• [Task instructions]
Only the lines from the start of the data through the line with "const bottomItems = ['企业模式', '开发者选项'];" belong in the copy. Restate them word for word, minus the pictures.

Entries with page source code:

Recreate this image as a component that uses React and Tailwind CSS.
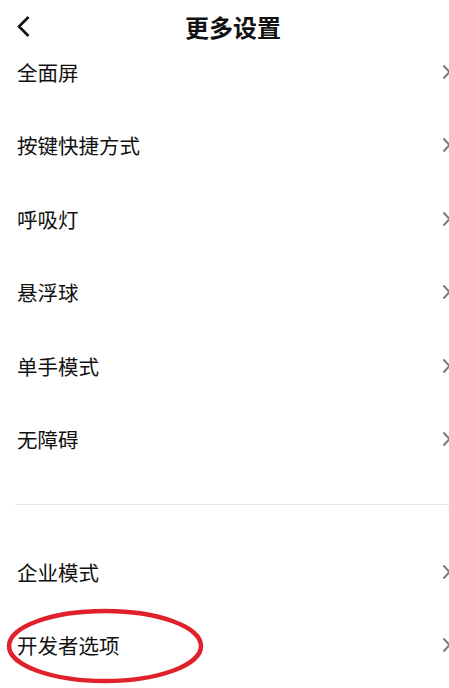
import React from 'react';

const topItems = ['全面屏', '按键快捷方式', '呼吸灯', '悬浮球', '单手模式', '无障碍'];
const bottomItems = ['企业模式', '开发者选项'];

const Chevron = () => (
  <svg width="9" height="16" viewBox="0 0 9 16" className="shrink-0 mr-[-2px]">
    <path d="M1.5 1.5 L7.5 8 L1.5 14.5" fill="none" stroke="#7a7a7a" strokeWidth="2" />
  </svg>
);

const Row = ({ label, marked }) => (
  <div className="relative flex h-[73.5px] items-center justify-between pl-[17px] pr-0">
    <span className="text-[20.5px] leading-none text-[#111]">{label}</span>
    <Chevron />
    {marked && (
      <svg
        className="absolute left-[5px] top-[-2px] pointer-events-none"
        width="202"
        height="78"
        viewBox="0 0 202 78"
      >
        <ellipse cx="100" cy="39" rx="96" ry="35" fill="none" stroke="#e0202a" strokeWidth="4.5" />
      </svg>
    )}
  </div>
);

export default function App() {
  return (
    <div
      className="w-[449px] h-[688px] overflow-hidden bg-white"
      style={{ fontFamily: '"Noto Sans CJK SC", "Noto Sans", sans-serif' }}
    >
      <div className="relative h-[35px] pt-[14px]">
        <svg className="absolute left-[16px] top-[15px]" width="15" height="23" viewBox="0 0 15 23">
          <path d="M12.5 2 L3 11.5 L12.5 21" fill="none" stroke="#111" strokeWidth="2.6" />
        </svg>
        <h1 className="text-center text-[24px] font-bold leading-[26px] text-[#111] pl-[17px]">
          更多设置
        </h1>
      </div>

      {topItems.map((item) => (
        <Row key={item} label={item} />
      ))}

      <div className="pt-[28px] pb-[30px] pl-[15px]">
        <div className="h-px bg-[#e8e8e8]" />
      </div>

      {bottomItems.map((item) => (
        <Row key={item} label={item} marked={item === '开发者选项'} />
      ))}
    </div>
  );
}
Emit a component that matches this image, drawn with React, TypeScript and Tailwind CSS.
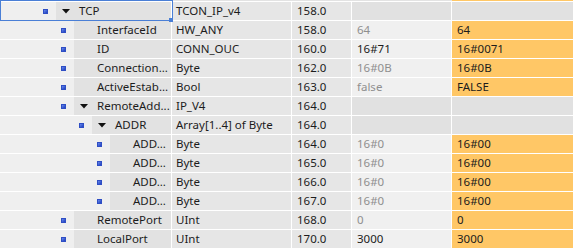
type Row = {
  level: number;
  name: string;
  type: string;
  offset: string;
  struct?: boolean;
  start?: string;
  dim?: boolean;
  monitor?: string;
};

const rows: Row[] = [
  { level: 0, name: "TCP", type: "TCON_IP_v4", offset: "158.0", struct: true },
  { level: 1, name: "InterfaceId", type: "HW_ANY", offset: "158.0", start: "64", dim: true, monitor: "64" },
  { level: 1, name: "ID", type: "CONN_OUC", offset: "160.0", start: "16#71", monitor: "16#0071" },
  { level: 1, name: "Connection...", type: "Byte", offset: "162.0", start: "16#0B", dim: true, monitor: "16#0B" },
  { level: 1, name: "ActiveEstab...", type: "Bool", offset: "163.0", start: "false", dim: true, monitor: "FALSE" },
  { level: 1, name: "RemoteAdd...", type: "IP_V4", offset: "164.0", struct: true },
  { level: 2, name: "ADDR", type: "Array[1..4] of Byte", offset: "164.0", struct: true },
  { level: 3, name: "ADD...", type: "Byte", offset: "164.0", start: "16#0", dim: true, monitor: "16#00" },
  { level: 3, name: "ADD...", type: "Byte", offset: "165.0", start: "16#0", dim: true, monitor: "16#00" },
  { level: 3, name: "ADD...", type: "Byte", offset: "166.0", start: "16#0", dim: true, monitor: "16#00" },
  { level: 3, name: "ADD...", type: "Byte", offset: "167.0", start: "16#0", dim: true, monitor: "16#00" },
  { level: 1, name: "RemotePort", type: "UInt", offset: "168.0", start: "0", dim: true, monitor: "0" },
  { level: 1, name: "LocalPort", type: "UInt", offset: "170.0", start: "3000", monitor: "3000" },
];

// indent area per tree level (square + light gutter)
const gutter = ["w-[56px] pl-[43px]", "w-[74px] pl-[61px]", "w-[92px] pl-[79px]", "w-[110px] pl-[97px]"];

function Square() {
  return (
    <div className="h-[5px] w-[5px] bg-gradient-to-br from-[#6a88ec] to-[#1f3fc0] border border-[#2f4ec4]" />
  );
}

function Caret() {
  return (
    <svg width="8" height="5" viewBox="0 0 8 5" className="shrink-0">
      <path d="M0 0 H8 L4 4.5 Z" fill="#111" />
    </svg>
  );
}

export default function App() {
  return (
    <div
      className="relative w-[573px] h-[249px] overflow-hidden bg-white text-[11.5px] text-[#1c1c1c]"
      style={{ fontFamily: '"Noto Sans", "Open Sans", sans-serif' }}
    >
      <div className="flex h-[1px] border-b border-white box-content">
        <div className="w-[452px] bg-[#e3e3e3]" />
        <div className="flex-1 bg-[#ffc766]" />
      </div>
      {rows.map((r, i) => (
        <div key={i} className="flex h-[19px] border-b border-white">
          <div className="flex w-[172px] border-r border-white">
            <div className={`flex items-center bg-[#efefef] ${gutter[r.level]}`}>
              <Square />
            </div>
            <div className="flex min-w-0 flex-1 items-center overflow-hidden bg-[#e2e2e2] pl-[6px]">
              <div className="w-[17px] shrink-0">{r.struct && <Caret />}</div>
              <span className="whitespace-nowrap leading-none">{r.name}</span>
            </div>
          </div>
          <div className="flex w-[120px] items-center border-r border-white bg-[#e6e6e6] pl-[4px] whitespace-nowrap">
            {r.type}
          </div>
          <div className="flex w-[60px] items-center border-r border-white bg-[#e6e6e6] pl-[5px]">
            {r.offset}
          </div>
          {r.struct ? (
            <>
              <div className="w-[100px] border-r border-white bg-[#e1e1e1]" />
              <div className="flex-1 bg-[#e1e1e1]" />
            </>
          ) : (
            <>
              <div
                className={`flex w-[100px] items-center border-r border-white bg-[#f0f0f0] pl-[5px] ${
                  r.dim ? "text-[#8f8f8f]" : "text-[#1c1c1c]"
                }`}
              >
                {r.start}
              </div>
              <div className="flex flex-1 items-center bg-[#ffc766] pl-[5px]">{r.monitor}</div>
            </>
          )}
        </div>
      ))}
      {/* selection frame on TCP name cell */}
      <div className="absolute left-0 top-0 h-[21px] w-[173px] border border-[#4a7fd6]" />
      <div className="absolute left-[169px] top-[18px] h-[4px] w-[4px] bg-[#4a7fd6]" />
    </div>
  );
}
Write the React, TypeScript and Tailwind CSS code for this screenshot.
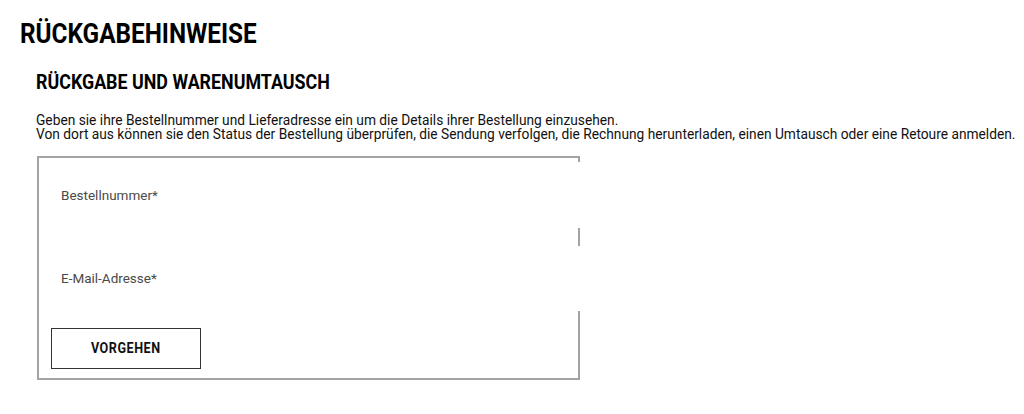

• [The output]
Recreate this image as a component that uses React and Tailwind CSS.
import React from 'react';

const topItems = ['全面屏', '按键快捷方式', '呼吸灯', '悬浮球', '单手模式', '无障碍'];
const bottomItems = ['企业模式', '开发者选项'];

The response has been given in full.